# Type the woman in this video.



## dagnytaggart (Jun 6, 2010)

Duh lete!

Please don't quote this, mkay? :happy:


----------



## L'Empereur (Jun 7, 2010)

I'm guessing ESFP. . . maybe ENFP.


----------



## dagnytaggart (Jun 6, 2010)

OcarinaOfRhyme said:


> I'm guessing ESFP. . . maybe ENFP.


geeez, man. I requested for you people to NOT quote it. :dry:

Can you kindly edit out the quote?

EDIT: Thanks. :wink:


----------



## gdavge2003 (Feb 26, 2010)

tl;dw
But I'm guessing ESFP?


----------



## L'Empereur (Jun 7, 2010)

God said:


> geeez, man. I requested for you people to NOT quote it. :dry:
> 
> Can you kindly edit out the quote?
> 
> EDIT: Thanks. :wink:


Was that you? Hmm.


----------



## dagnytaggart (Jun 6, 2010)

OcarinaOfRhyme said:


> Was that you?
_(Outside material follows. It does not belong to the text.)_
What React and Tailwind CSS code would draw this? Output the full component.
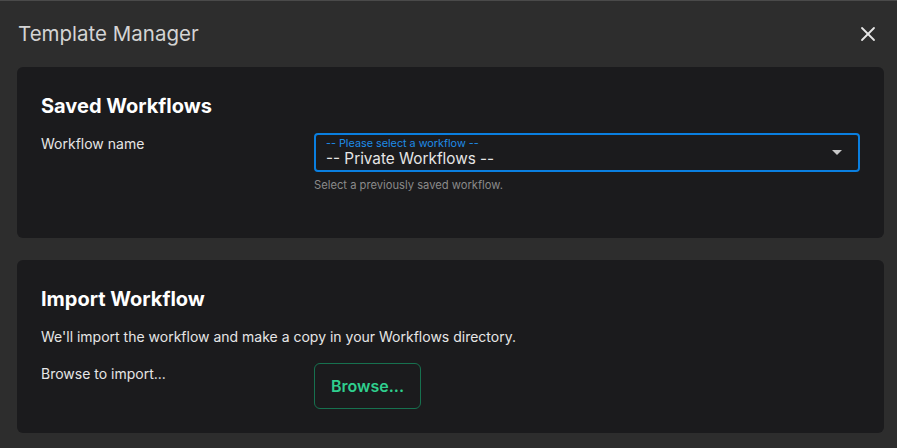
import React from 'react';
import { X } from 'lucide-react';

const Section = ({ title, children }) => (
  <div className="rounded-md bg-[#1b1b1d] px-6 pt-[25px] pb-6">
    <h2 className="text-[20px] font-bold leading-[28px] text-white">{title}</h2>
    {children}
  </div>
);

const App = () => {
  return (
    <div
      className="h-[448px] w-[897px] overflow-hidden border-t border-[#4a4a4a] bg-[#2d2d2d] pl-[17px] pr-[13px]"
      style={{ fontFamily: 'Inter, "Noto Sans", sans-serif' }}
    >
      {/* Header */}
      <div className="flex h-[66px] items-center justify-between">
        <h1 className="pl-px text-[20.5px] font-normal text-[#d4d4d4]">Template Manager</h1>
        <button className="mr-[4px] flex h-6 w-6 items-center justify-center text-[#e6e6e6]">
          <X className="h-6 w-6" strokeWidth={1.8} />
        </button>
      </div>

      {/* Saved Workflows */}
      <Section title="Saved Workflows">
        <div className="mt-[13px] flex h-[81px] items-start">
          <div className="w-[273px] pt-px text-[14px] leading-[20px] text-[#e6e6e6]">Workflow name</div>
          <div className="flex-1">
            <div className="flex h-[39px] items-center justify-between rounded border-2 border-[#0a7fe0] px-[10px]">
              <div className="flex flex-col">
                <span className="text-[10.8px] leading-[12px] text-[#1e8ce8]">-- Please select a workflow --</span>
                <span className="text-[15.3px] leading-[18px] text-[#e6e6e6]">-- Private Workflows --</span>
              </div>
              <svg width="10" height="5" viewBox="0 0 10 5" className="mr-[6px]">
                <path d="M0 0 L10 0 L5 5 Z" fill="#c8c8c8" />
              </svg>
            </div>
            <div className="mt-[5px] text-[11.2px] leading-[16px] text-[#8a8a8a]">Select a previously saved workflow.</div>
          </div>
        </div>
      </Section>

      <div className="h-[22px]" />

      {/* Import Workflow */}
      <Section title="Import Workflow">
        <p className="mt-[14px] text-[14px] leading-[20px] text-[#e6e6e6]">
          We'll import the workflow and make a copy in your Workflows directory.
        </p>
        <div className="mt-[16px] flex items-start">
          <div className="w-[273px] pt-[1px] text-[14px] leading-[20px] text-[#e6e6e6]">Browse to import...</div>
          <button className="flex h-[46px] w-[107px] items-center justify-center rounded-md border border-[#17714f] text-[16px] font-semibold text-[#2fcf8e]">
            Browse...
          </button>
        </div>
      </Section>
    </div>
  );
};

export default App;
Hmm.


It's OK, erase your memory. 



MODERATOR said:


> Would you like this thread closed? If you say yes, we guarantee its closure.


Yes.


----------



## peterbreter (Oct 5, 2010)

God said:


> NO.
> 
> Erase that out your mind.


Best vid ever. Have it saved to my hard drive and plan on uploading it at a later date in hopes of blackmailing God. :wink:


----------



## dagnytaggart (Jun 6, 2010)

peterbreter said:


> Best vid ever. Have it saved to my hard drive and plan on uploading it at a later date in hopes of blackmailing God. :wink:


It's infected with a tracking worm. It means that George Dubya is watching you get undressed in your room each night. It's too late to remove with Norton, for the worms have multiplied, and now another Obama worm is embedded in your bed. There will be a mechanism for its removal late 2012. Possibly.


----------



## peterbreter (Oct 5, 2010)

Great...
I have just recently put out cockroach killing white powder all over my apartment.
Dubya will assume it is the booger sugar. 
He will then want to come over the house.
I'm fucked because I have Al Gore memorabilia all over the damn walls. 
He'll totally overstay his welcome and put a major dent into my microwaveable cheeseburger supply.


----------



## dagnytaggart (Jun 6, 2010)

peterbreter said:


> Great...
> I have just recently put out cockroach killing white powder all over my apartment.
> Dubya will assume it is the booger sugar.
> He will then want to come over the house.
> ...


Learn a valuable lesson from this.

Internet Filter, Parental Controls & Filter Software | Net Nanny


----------



## Vaka (Feb 26, 2010)

God, you're pretty.
I also think you're an ExxP rather than an IxxP.


----------



## dagnytaggart (Jun 6, 2010)

I never said that was me.


----------